GIVEN PROBLEM »
Skip the images. Copy the records exactly as written.

RECORDS FOR THIS EXERCISE »
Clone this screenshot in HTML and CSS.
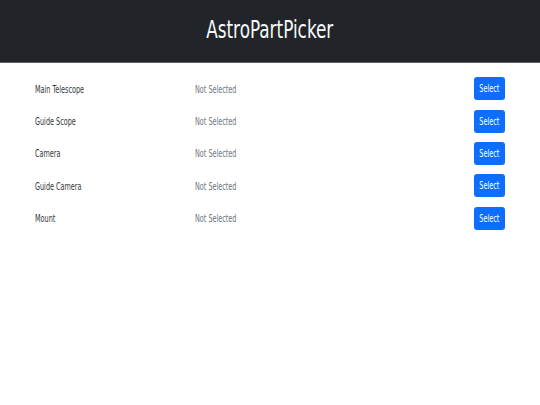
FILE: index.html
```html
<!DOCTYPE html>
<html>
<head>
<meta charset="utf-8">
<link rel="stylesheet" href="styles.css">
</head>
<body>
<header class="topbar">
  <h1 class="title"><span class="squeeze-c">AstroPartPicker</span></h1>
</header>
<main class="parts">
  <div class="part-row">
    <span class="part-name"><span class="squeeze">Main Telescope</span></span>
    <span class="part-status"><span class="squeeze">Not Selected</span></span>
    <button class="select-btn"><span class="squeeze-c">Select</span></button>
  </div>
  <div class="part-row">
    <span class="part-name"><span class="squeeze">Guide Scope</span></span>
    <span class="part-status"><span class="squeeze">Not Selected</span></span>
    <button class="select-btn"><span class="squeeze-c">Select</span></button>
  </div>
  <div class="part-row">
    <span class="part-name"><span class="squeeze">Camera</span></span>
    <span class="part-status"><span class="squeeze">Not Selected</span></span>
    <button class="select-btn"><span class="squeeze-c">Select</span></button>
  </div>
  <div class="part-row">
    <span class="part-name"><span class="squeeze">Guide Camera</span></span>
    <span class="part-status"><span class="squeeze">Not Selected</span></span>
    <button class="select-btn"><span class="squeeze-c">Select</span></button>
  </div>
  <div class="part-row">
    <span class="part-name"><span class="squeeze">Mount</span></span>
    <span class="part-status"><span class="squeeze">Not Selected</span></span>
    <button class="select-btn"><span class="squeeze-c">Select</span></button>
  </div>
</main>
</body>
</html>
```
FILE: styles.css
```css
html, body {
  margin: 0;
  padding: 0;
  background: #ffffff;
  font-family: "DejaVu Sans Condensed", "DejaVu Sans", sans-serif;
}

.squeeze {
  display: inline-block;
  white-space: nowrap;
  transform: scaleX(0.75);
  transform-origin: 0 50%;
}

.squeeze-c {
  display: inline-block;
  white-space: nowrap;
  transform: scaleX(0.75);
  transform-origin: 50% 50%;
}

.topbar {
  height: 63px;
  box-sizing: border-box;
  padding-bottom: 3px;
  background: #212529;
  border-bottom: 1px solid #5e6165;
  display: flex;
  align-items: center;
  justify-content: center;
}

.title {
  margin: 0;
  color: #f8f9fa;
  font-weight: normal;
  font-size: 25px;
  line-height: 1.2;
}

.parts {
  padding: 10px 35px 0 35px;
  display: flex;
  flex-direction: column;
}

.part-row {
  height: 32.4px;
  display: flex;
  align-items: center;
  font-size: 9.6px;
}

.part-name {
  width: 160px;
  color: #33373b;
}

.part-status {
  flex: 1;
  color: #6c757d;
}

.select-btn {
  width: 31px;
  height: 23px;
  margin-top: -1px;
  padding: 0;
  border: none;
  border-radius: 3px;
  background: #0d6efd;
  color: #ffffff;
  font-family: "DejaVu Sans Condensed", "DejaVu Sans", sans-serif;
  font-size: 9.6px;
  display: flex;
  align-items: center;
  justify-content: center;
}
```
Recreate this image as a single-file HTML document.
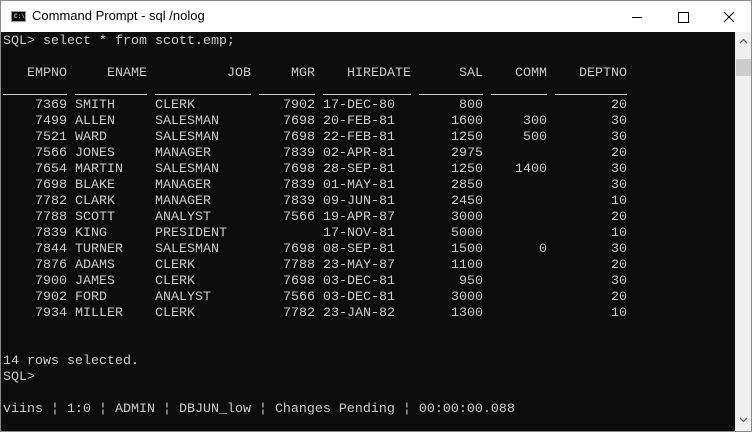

ANSWER TO THE PROBLEM »
Clone this screenshot in HTML and CSS.
FILE: index.html
```html
<!DOCTYPE html>
<html>
<head>
<meta charset="utf-8">
<link rel="stylesheet" href="styles.css">
</head>
<body>
<header class="topbar">
  <h1 class="title"><span class="squeeze-c">AstroPartPicker</span></h1>
</header>
<main class="parts">
  <div class="part-row">
    <span class="part-name"><span class="squeeze">Main Telescope</span></span>
    <span class="part-status"><span class="squeeze">Not Selected</span></span>
    <button class="select-btn"><span class="squeeze-c">Select</span></button>
  </div>
  <div class="part-row">
    <span class="part-name"><span class="squeeze">Guide Scope</span></span>
    <span class="part-status"><span class="squeeze">Not Selected</span></span>
    <button class="select-btn"><span class="squeeze-c">Select</span></button>
  </div>
  <div class="part-row">
    <span class="part-name"><span class="squeeze">Camera</span></span>
    <span class="part-status"><span class="squeeze">Not Selected</span></span>
    <button class="select-btn"><span class="squeeze-c">Select</span></button>
  </div>
  <div class="part-row">
    <span class="part-name"><span class="squeeze">Guide Camera</span></span>
    <span class="part-status"><span class="squeeze">Not Selected</span></span>
    <button class="select-btn"><span class="squeeze-c">Select</span></button>
  </div>
  <div class="part-row">
    <span class="part-name"><span class="squeeze">Mount</span></span>
    <span class="part-status"><span class="squeeze">Not Selected</span></span>
    <button class="select-btn"><span class="squeeze-c">Select</span></button>
  </div>
</main>
</body>
</html>
```
FILE: styles.css
```css
html, body {
  margin: 0;
  padding: 0;
  background: #ffffff;
  font-family: "DejaVu Sans Condensed", "DejaVu Sans", sans-serif;
}

.squeeze {
  display: inline-block;
  white-space: nowrap;
  transform: scaleX(0.75);
  transform-origin: 0 50%;
}

.squeeze-c {
  display: inline-block;
  white-space: nowrap;
  transform: scaleX(0.75);
  transform-origin: 50% 50%;
}

.topbar {
  height: 63px;
  box-sizing: border-box;
  padding-bottom: 3px;
  background: #212529;
  border-bottom: 1px solid #5e6165;
  display: flex;
  align-items: center;
  justify-content: center;
}

.title {
  margin: 0;
  color: #f8f9fa;
  font-weight: normal;
  font-size: 25px;
  line-height: 1.2;
}

.parts {
  padding: 10px 35px 0 35px;
  display: flex;
  flex-direction: column;
}

.part-row {
  height: 32.4px;
  display: flex;
  align-items: center;
  font-size: 9.6px;
}

.part-name {
  width: 160px;
  color: #33373b;
}

.part-status {
  flex: 1;
  color: #6c757d;
}

.select-btn {
  width: 31px;
  height: 23px;
  margin-top: -1px;
  padding: 0;
  border: none;
  border-radius: 3px;
  background: #0d6efd;
  color: #ffffff;
  font-family: "DejaVu Sans Condensed", "DejaVu Sans", sans-serif;
  font-size: 9.6px;
  display: flex;
  align-items: center;
  justify-content: center;
}
```
Recreate this image as a single-file HTML document.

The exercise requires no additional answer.